Over the last few weeks, I’ve been sharing a series of posts talking about the importance of strong foundations, both in your life in general, but also in your career.
There are some fundamentals you have to get right from the very outset, which you can do by asking yourself some very important questions: what, why, when, where, who, how, and how much.
Being able to answer these questions can stop you going in the wrong direction and put you in a better position to move forward with whatever goals you have in mind.
We’ve looked at the first four questions, and now it’s time to delve into the next area for discussion – Who?
It’s not what you know, it’s who
OK, that might be taking it a little bit too far – of course what you know is important! – but I do feel that who you know, your network, is an easily-overlooked asset. Your network is what will allow you to open doors: it’s going to make things possible that you couldn’t do on your own.

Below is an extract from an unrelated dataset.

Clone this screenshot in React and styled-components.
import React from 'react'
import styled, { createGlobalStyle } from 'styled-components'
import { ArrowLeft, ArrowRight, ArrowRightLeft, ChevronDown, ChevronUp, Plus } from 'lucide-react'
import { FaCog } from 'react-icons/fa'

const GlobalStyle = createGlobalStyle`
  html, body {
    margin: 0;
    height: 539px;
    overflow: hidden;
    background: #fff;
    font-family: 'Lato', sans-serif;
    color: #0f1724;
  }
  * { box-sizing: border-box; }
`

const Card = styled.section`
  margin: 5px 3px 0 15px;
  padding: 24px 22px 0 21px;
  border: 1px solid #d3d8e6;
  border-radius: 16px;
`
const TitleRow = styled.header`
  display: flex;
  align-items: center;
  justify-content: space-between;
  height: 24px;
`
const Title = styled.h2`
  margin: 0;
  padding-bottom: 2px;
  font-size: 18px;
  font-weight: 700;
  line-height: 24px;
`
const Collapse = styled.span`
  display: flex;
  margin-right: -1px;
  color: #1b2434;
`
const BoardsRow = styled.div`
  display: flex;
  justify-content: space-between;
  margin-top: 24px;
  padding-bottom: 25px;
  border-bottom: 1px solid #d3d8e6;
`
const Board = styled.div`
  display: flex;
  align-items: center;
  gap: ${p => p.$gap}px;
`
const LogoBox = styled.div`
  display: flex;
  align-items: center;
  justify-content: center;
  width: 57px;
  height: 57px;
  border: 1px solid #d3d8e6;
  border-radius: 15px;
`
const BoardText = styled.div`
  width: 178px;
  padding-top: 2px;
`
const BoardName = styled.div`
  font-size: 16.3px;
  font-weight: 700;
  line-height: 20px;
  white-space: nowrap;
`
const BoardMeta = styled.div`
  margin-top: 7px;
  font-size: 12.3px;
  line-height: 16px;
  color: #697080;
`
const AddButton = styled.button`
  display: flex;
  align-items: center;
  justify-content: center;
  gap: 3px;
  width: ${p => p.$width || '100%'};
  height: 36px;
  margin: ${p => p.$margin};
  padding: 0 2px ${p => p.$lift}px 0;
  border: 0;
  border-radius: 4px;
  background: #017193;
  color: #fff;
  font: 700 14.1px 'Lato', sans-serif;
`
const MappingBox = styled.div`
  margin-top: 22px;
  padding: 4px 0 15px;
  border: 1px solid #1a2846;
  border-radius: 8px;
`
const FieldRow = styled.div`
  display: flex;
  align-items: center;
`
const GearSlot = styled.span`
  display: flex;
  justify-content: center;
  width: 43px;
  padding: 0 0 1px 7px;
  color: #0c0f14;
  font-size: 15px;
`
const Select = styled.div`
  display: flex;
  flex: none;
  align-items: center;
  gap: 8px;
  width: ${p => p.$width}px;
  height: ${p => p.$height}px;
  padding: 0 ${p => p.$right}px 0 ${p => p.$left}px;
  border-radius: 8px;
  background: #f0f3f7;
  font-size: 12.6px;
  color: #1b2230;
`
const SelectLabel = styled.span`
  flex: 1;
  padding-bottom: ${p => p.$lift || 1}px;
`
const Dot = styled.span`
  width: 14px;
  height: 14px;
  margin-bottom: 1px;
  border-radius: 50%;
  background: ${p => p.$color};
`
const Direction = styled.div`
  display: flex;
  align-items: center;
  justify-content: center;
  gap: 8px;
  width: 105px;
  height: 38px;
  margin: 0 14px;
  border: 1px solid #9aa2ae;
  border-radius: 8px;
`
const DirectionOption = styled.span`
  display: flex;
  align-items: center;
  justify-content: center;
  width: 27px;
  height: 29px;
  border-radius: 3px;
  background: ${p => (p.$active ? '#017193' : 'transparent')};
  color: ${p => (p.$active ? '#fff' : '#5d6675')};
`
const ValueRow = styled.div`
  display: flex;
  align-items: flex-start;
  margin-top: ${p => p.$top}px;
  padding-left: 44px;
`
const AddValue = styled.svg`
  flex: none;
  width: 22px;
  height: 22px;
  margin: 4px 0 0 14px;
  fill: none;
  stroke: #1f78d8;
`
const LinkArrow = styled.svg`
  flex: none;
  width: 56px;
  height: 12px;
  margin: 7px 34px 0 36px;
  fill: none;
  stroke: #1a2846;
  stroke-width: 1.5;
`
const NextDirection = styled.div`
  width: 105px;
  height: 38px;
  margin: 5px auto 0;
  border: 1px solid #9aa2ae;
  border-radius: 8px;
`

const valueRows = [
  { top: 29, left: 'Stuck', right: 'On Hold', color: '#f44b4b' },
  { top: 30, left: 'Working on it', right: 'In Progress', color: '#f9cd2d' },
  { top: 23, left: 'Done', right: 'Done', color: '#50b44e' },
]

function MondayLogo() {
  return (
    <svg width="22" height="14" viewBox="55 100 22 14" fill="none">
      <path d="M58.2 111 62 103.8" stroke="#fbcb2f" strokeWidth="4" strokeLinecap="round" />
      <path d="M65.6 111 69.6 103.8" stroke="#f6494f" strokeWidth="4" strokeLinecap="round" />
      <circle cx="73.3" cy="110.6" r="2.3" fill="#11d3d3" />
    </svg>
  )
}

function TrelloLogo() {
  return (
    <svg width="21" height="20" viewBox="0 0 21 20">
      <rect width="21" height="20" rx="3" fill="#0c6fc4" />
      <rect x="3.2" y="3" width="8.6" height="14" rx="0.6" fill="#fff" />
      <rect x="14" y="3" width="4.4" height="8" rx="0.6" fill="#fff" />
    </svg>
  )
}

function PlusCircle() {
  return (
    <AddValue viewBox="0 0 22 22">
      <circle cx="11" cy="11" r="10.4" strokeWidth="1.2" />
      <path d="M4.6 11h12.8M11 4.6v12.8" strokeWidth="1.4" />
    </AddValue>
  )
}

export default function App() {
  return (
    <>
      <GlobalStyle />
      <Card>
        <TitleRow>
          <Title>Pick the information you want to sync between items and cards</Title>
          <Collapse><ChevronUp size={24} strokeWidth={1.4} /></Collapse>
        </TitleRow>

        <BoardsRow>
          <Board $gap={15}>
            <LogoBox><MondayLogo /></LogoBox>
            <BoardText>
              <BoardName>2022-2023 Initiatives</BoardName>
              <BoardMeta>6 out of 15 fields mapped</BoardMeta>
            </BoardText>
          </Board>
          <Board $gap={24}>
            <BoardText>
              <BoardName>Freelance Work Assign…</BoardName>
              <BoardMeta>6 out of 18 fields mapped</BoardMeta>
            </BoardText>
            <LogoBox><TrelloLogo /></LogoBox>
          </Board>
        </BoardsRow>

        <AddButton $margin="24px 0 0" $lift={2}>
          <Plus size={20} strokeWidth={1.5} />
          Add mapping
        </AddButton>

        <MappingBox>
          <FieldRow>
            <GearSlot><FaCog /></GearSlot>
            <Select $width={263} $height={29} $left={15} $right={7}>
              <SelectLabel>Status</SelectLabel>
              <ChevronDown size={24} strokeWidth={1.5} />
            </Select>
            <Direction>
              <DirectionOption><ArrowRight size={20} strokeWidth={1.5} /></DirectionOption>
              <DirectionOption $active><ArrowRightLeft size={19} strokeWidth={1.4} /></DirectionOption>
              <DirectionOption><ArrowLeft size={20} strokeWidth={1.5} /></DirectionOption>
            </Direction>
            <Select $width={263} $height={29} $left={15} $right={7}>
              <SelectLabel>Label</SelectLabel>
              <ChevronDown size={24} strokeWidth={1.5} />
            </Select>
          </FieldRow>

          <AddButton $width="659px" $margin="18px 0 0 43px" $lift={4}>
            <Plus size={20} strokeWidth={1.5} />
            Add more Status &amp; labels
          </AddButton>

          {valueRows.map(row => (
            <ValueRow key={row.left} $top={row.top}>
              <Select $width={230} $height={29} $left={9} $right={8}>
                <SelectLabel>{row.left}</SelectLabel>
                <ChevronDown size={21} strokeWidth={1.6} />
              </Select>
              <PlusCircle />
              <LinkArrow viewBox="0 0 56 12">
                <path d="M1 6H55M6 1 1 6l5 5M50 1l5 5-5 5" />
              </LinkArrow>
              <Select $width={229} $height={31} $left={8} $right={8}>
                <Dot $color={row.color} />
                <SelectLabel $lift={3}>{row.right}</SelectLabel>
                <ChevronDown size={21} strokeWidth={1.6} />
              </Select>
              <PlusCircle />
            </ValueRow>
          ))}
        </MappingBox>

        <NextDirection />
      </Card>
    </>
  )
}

Some of the best deals that I’ve ever done have come through my own network, whether it’s an introduction to somebody, or an off-market tip where I’ve had a nod and a wink to let me know that a property’s coming up for sale, which allowed me to get in ahead of the queue.
But there are also hidden advantages to knowing the right people. Back in part 1 of this series, I encouraged you to work out your Strengths, Weaknesses, Opportunities and Threats, and your network can ultimately be one of your greatest strengths, and also help you shore up some of your weaknesses.
Your little black book
Your network (which could be made up of potential investors or tradespeople) may contain strengths that aren’t obvious to you until you’re talking to someone who doesn’t have them.

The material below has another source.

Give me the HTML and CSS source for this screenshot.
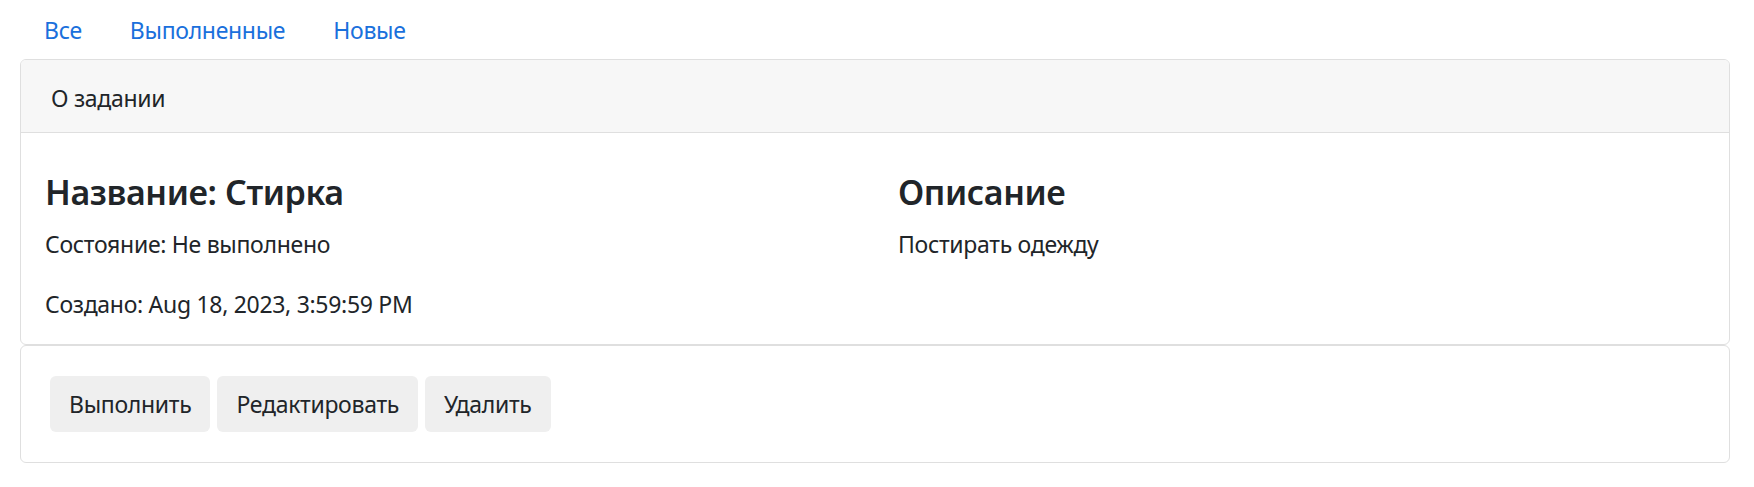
FILE: index.html
```html
<!DOCTYPE html>
<html lang="ru">
<head>
<meta charset="utf-8">
<title>О задании</title>
<link rel="stylesheet" href="styles.css">
</head>
<body>
<div class="page">
  <nav class="nav">
    <a class="nav-link" href="#">Все</a>
    <a class="nav-link" href="#">Выполненные</a>
    <a class="nav-link" href="#">Новые</a>
  </nav>
  <div class="card">
    <div class="card-header">О задании</div>
    <div class="card-body">
      <div class="col">
        <h4 class="title">Название: Стирка</h4>
        <p class="text">Состояние: Не выполнено</p>
        <p class="text last">Создано: Aug 18, 2023, 3:59:59 PM</p>
      </div>
      <div class="col">
        <h4 class="title">Описание</h4>
        <p class="text last">Постирать одежду</p>
      </div>
    </div>
  </div>
  <div class="card actions">
    <button class="btn" type="button">Выполнить</button>
    <button class="btn" type="button">Редактировать</button>
    <button class="btn" type="button">Удалить</button>
  </div>
</div>
</body>
</html>
```
FILE: styles.css
```css
html, body {
  margin: 0;
  padding: 0;
  background: #ffffff;
}
body {
  font-family: "Noto Sans", "Open Sans", sans-serif;
  font-size: 23px;
  letter-spacing: -0.3px;
  line-height: 36px;
  color: #212529;
}
.page {
  padding: 0 24px 0 20px;
}
.nav {
  display: flex;
}
.nav-link {
  display: block;
  padding: 12px 24px 11px;
  color: #1a70dc;
  text-decoration: none;
}
.card {
  border: 1px solid #dfdfdf;
  border-radius: 6px;
  background: #ffffff;
  overflow: hidden;
}
.card-header {
  padding: 20px 30px 16px;
  background: #f7f7f7;
  border-bottom: 1px solid #dfdfdf;
}
.card-body {
  display: grid;
  grid-template-columns: 1fr 1fr;
  column-gap: 46px;
  padding: 38px 24px 22px;
}
.title {
  margin: 0 0 12px;
  font-size: 34px;
  letter-spacing: -0.4px;
  line-height: 43px;
  font-weight: 600;
}
.text {
  margin: 0 0 24px;
}
.text.last {
  margin-bottom: 0;
}
.actions {
  display: flex;
  gap: 7px;
  padding: 30px 29px;
}
.btn {
  font: inherit;
  letter-spacing: inherit;
  color: #212529;
  background: #efefef;
  border: 0;
  border-radius: 6px;
  padding: 10px 19px;
  line-height: 36px;
}
```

For example, let’s say you have a trade background: you’ve got an immediate strength when it comes to understanding the construction process. You’ll also know people who can help you complete a renovation, or do something at cost rather than needing to hire a contractor – don’t take it for granted that everyone has those kind of contacts!
That strength creates opportunities for you. You could go out and find properties in a poor condition that you can easily turn around without it costing you the earth. And that opportunity might not necessarily suit someone who doesn’t have those connections.
Bridging the gaps
When you’re considering your weaknesses, one of the key advantages of having a big network around you is knowing when you need to find someone to help you do the stuff you’re not so good at.

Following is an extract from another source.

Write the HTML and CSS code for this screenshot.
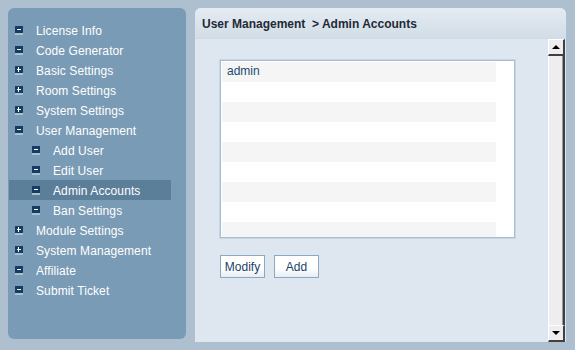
FILE: index.html
```html
<!DOCTYPE html>
<html lang="en">
<head>
    <meta charset="UTF-8">
    <title>Admin Accounts</title>
    <link rel="stylesheet" href="styles.css">
</head>
<body>
    <div class="frame">
        <div class="sidebar">
            <ul class="menu">
                <li class="item"><span class="icon minus"></span>License Info</li>
                <li class="item"><span class="icon minus"></span>Code Generator</li>
                <li class="item"><span class="icon plus"></span>Basic Settings</li>
                <li class="item"><span class="icon plus"></span>Room Settings</li>
                <li class="item"><span class="icon plus"></span>System Settings</li>
                <li class="item"><span class="icon minus"></span>User Management</li>
                <li class="item sub"><span class="icon minus"></span>Add User</li>
                <li class="item sub"><span class="icon minus"></span>Edit User</li>
                <li class="item sub active"><span class="icon minus"></span>Admin Accounts</li>
                <li class="item sub"><span class="icon minus"></span>Ban Settings</li>
                <li class="item"><span class="icon plus"></span>Module Settings</li>
                <li class="item"><span class="icon plus"></span>System Management</li>
                <li class="item"><span class="icon minus"></span>Affiliate</li>
                <li class="item"><span class="icon minus"></span>Submit Ticket</li>
            </ul>
        </div>

        <div class="main">
            <div class="main-header">User Management &nbsp;&gt; Admin Accounts</div>
            <div class="main-body">
                <div class="content">
                    <div class="listbox">
                        <div class="row">admin</div>
                        <div class="row"></div>
                        <div class="row"></div>
                        <div class="row"></div>
                        <div class="row"></div>
                        <div class="row"></div>
                        <div class="row"></div>
                        <div class="row"></div>
                        <div class="row"></div>
                    </div>
                    <div class="actions">
                        <button class="btn">Modify</button>
                        <button class="btn">Add</button>
                    </div>
                </div>

                <!-- scrollbar -->
                <div class="scrollbar">
                    <div class="sb-btn"><span class="arrow up"></span></div>
                    <div class="sb-track"></div>
                    <div class="sb-btn"><span class="arrow down"></span></div>
                </div>
            </div>
        </div>
    </div>
</body>
</html>
```

FILE: styles.css
```css
body {
    margin: 0;
    background-color: #aebfcf;
    font-family: "Liberation Sans", Arial, sans-serif;
    font-size: 12px;
}
.frame {
    display: flex;
    gap: 9px;
    padding: 8px 9px 8px 8px;
    height: 350px;
    box-sizing: border-box;
}
.sidebar {
    width: 178px;
    height: 331px;
    background-color: #7a9bb5;
    border-radius: 6px;
    padding-top: 12px;
    box-sizing: border-box;
}
.menu {
    list-style: none;
    margin: 0 0 0 1px;
    padding: 0;
    width: 162px;
}
.item {
    display: flex;
    align-items: center;
    height: 20px;
    padding-left: 6px;
    padding-top: 1px;
    box-sizing: border-box;
    color: #ffffff;
    letter-spacing: 0.1px;
}
.item.sub {
    padding-left: 23px;
}
.item.active {
    background-color: #5b7e99;
}
.icon {
    position: relative;
    width: 8px;
    height: 7px;
    margin-right: 13px;
    margin-top: -1px;
    background-color: #163c63;
    border-bottom: 2px solid #a9bfd2;
}
.icon::before {
    content: "";
    position: absolute;
    left: 2px;
    top: 3px;
    width: 4px;
    height: 1px;
    background-color: #ffffff;
}
.icon.plus::after {
    content: "";
    position: absolute;
    left: 3px;
    top: 1px;
    width: 1px;
    height: 5px;
    background-color: #ffffff;
}
.main {
    flex: 1;
    display: flex;
    flex-direction: column;
    height: 334px;
    border-radius: 6px 6px 0 0;
    overflow: hidden;
    background-color: #dee6ef;
}
.main-header {
    height: 30px;
    line-height: 32px;
    padding-left: 7px;
    font-weight: bold;
    color: #1f2a36;
    background: linear-gradient(#e4ebf2, #d2dde7);
    border-bottom: 1px solid #cfdbe6;
}
.main-body {
    flex: 1;
    display: flex;
}
.content {
    flex: 1;
    padding: 21px 0 0 25px;
}
.listbox {
    width: 274px;
    height: 174px;
    background-color: #ffffff;
    border: 1px solid #a7bdd0;
    padding: 1px 18px 1px 1px;
    overflow: hidden;
    box-shadow: 0 0 0 1px #c8d6e3;
}
.row {
    height: 20px;
    line-height: 18px;
    padding-left: 5px;
    color: #1a4a72;
}
.row:nth-child(odd) {
    background-color: #f5f5f5;
}
.actions {
    display: flex;
    gap: 9px;
    margin-top: 17px;
}
.btn {
    width: 45px;
    height: 23px;
    padding: 0;
    font-family: "Liberation Sans", Arial, sans-serif;
    font-size: 12px;
    color: #1a3f66;
    background: linear-gradient(#ffffff 60%, #e6edf3);
    border: 1px solid #8ea8bf;
}
.scrollbar {
    width: 17px;
    margin-right: 1px;
    display: flex;
    flex-direction: column;
}
.sb-btn {
    height: 17px;
    box-sizing: border-box;
    background-color: #eeeeee;
    border-top: 1px solid #ffffff;
    border-left: 1px solid #ffffff;
    border-right: 2px solid #404040;
    border-bottom: 2px solid #404040;
    display: flex;
    align-items: center;
    justify-content: center;
}
.sb-track {
    flex: 1;
    background-color: #eeeeee;
    border-left: 1px solid #ffffff;
    border-right: 2px solid #404040;
    box-shadow: inset -1px 0 0 #9a9a9a;
}
.arrow {
    width: 0;
    height: 0;
    border-left: 4px solid transparent;
    border-right: 4px solid transparent;
}
.arrow.up {
    border-bottom: 4px solid #000000;
}
.arrow.down {
    border-top: 4px solid #000000;
}
```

For example, if you don’t know any investors, banks, property agents or people that could introduce you to land deals, you need to start thinking about plugging those gaps.
Now, you may be panicking at this point because you can’t think of anyone you know who’s connected to property, and this is where you need to think outside of the box a little.
Don’t be afraid to get creative to find your opportunities – can you tap into the network you do have? Do you currently work in an industry that might be useful to you in a way you hadn’t imagined? Consider friends, family, work colleagues and other acquaintances.
Now, this may contradict everything I’ve been saying so far, but ‘Who?’ is really the first question you should ask yourself a lot of the time. If you’re looking at a project and asking ‘How am I going to do this?’ right off the bat, then you’re asking the wrong question. As an entrepreneur, you’re going to spend an awful lot of time thinking how to do things yourself because you’re a self-starter. I do this to myself all the time. The first thing I always think is, how am I going to do this? But the best thing to ask is, who can do that for you?
Think about finding someone to partner with whose skills dovetail nicely with your own – you know or can do things they can’t, and vice versa. Is there someone out there whose strengths complement your weaknesses?
Something that I mentioned in my last post, but which is also pertinent here, is to consider how you’re building relationships, especially with potential investors.
If you’re going into a working relationship in a needy way, (when you desperately need what the other party has), it will put people off straight away. Try to establish relationships before you start needing something, then when the time comes around to have a conversation about an opportunity, you can be more relaxed about it.
Don’t try to rush things, and don’t expect people to make big decisions quickly: build relationships over time and let things warm up naturally, not when you need something the following week! It’s vital to build rapport with new contacts or give people you already know time to view you in a different light. For example, if your friend from college knew you when you were young and perhaps less responsible– now they need time to see you as a serious partner!
Finding a mentor
If you’re in the early stages of your career in property investment, you need to build your education so you can be confident when you’re taking money from others that you’re actually going to be able to pay it back and grow their wealth.
If you don’t have a network yet, consider investing in a paid coaching programme and find a mentor – having someone more experienced that you can lean on can be invaluable. Without one you’re likely to make a mistake and end up paying out a lot more than the cost of the coaching.
When it comes to property, your network is everything. Whether that’s from knowing people who can give you tips early on, people who can help you complete projects without it costing you the earth, or simply a mentor who’s been there, done that and got the T-shirt, their knowledge and advice will always be valuable.